Monday, 1 December 2014

Writing projects for 2015

Category 1 - new for 2014

Now I have officially given up on astronomical researching and writing I have a gaping chasm in my weekly timetable which I am going to fill by returning to the safe familiarity of postal history.

I have a number of possible collecting and then displaying projects in mind, a couple of which have just started going through the "Is there enough material to purchase at an affordable price?" process.

I might, or indeed might not, consider creating a "Stamp Collecting from A to Z" blog and/or book. I have yet to convince myself that I have the motivation to do the job properly but I would rather not even start work if I thought that only something second rate would emerge.


Category 2 - continuing projects

Images from my grave-hunting blog (http://www.grave-mistakes.blogspot.co.uk/) will continue to appear on the plethora of cemetery related Facebook groups. There are over 30 of these groups but many are barely viable with few readers and even fewer posters.

The Social History Facebook group (https://www.facebook.com/groups/609806292391471/) I created has over 1600 members but most don't appear to read, comment or contribute and so any quoted membership figure creates something of a false impression.

By definition ghost writers have to remain anonymous. One book I ghost wrote appeared in 2014 and it has sold much better than even my most optimistic predictions. I have had two other formal proposals and I have promised those concerned that I would make a definite decision by January 1st 2015.

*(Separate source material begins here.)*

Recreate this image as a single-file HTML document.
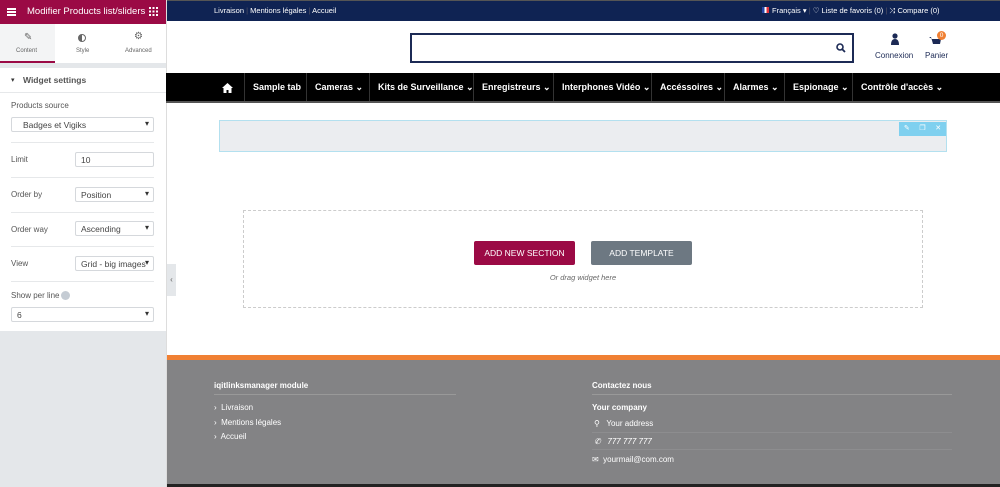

Category 3 - officially kicked into the long grass

Although I have been approached to write a couple more books on amateur astronomy - one on variable stars and another on astronomical data mining - I have decided not to accept the commission. The books I published in 2014 received good reviews but the total sales have been disappointing despite me engaging in a sustained marketing campaign on the relevant Facebook groups. If the two proposals had included an element of "money up front" it might have been different but I wasn't tempted by yet another "jam tomorrow" scenario.  

Thursday, 27 November 2014

Unreliable v unpredictable

Which is more annoying - a colleague who is unreliable or a colleague who is unpredictable? In my experience the unpredictable colleague is far, far worse.

School Governors are all unpaid volunteers and there is no ethical, logical, moral or practical reason why 90% of the work always seems to be done by 10% of the members. But that is the way it usually seems to be.

As Chair of Governors I am encouraged to delegate work to other governors partly as a contribution to succession planning but primarily to keep my workload manageable. The reality is that if I delegate work to one of my unreliable colleagues I can be at least 70% certain that it will not be done by the deadline. But at least if the person is consistently unreliable I know that it would be a prudent precaution to have a back-up plan for when they let the team down. I have known people who had over 9 months to do a 2 hour task but when the relevant agenda item was reached they claimed to have been "too busy" to do the work. It adds insult to injury that they usually appear totally unembarrassed by their own failure.

An unpredictable colleague - and I have one particular governor in mind - might do the allocated task well, or badly or not at all and there is no way of telling in advance which way they are going to behave. I feel obliged to "give them a chance" because at their best they are excellent but all the time the uncertainty of what will happen on the deadline day is gnawing away at me. If I do the work myself, "just in case", I might be wasting my time because when the time comes they might have done all that was asked of them. But if I don't do the work and they haven't either then the result can be very serious for the school.

Almost inevitably I do the work, feeling aggrieved and exploited, but half the time it never gets used!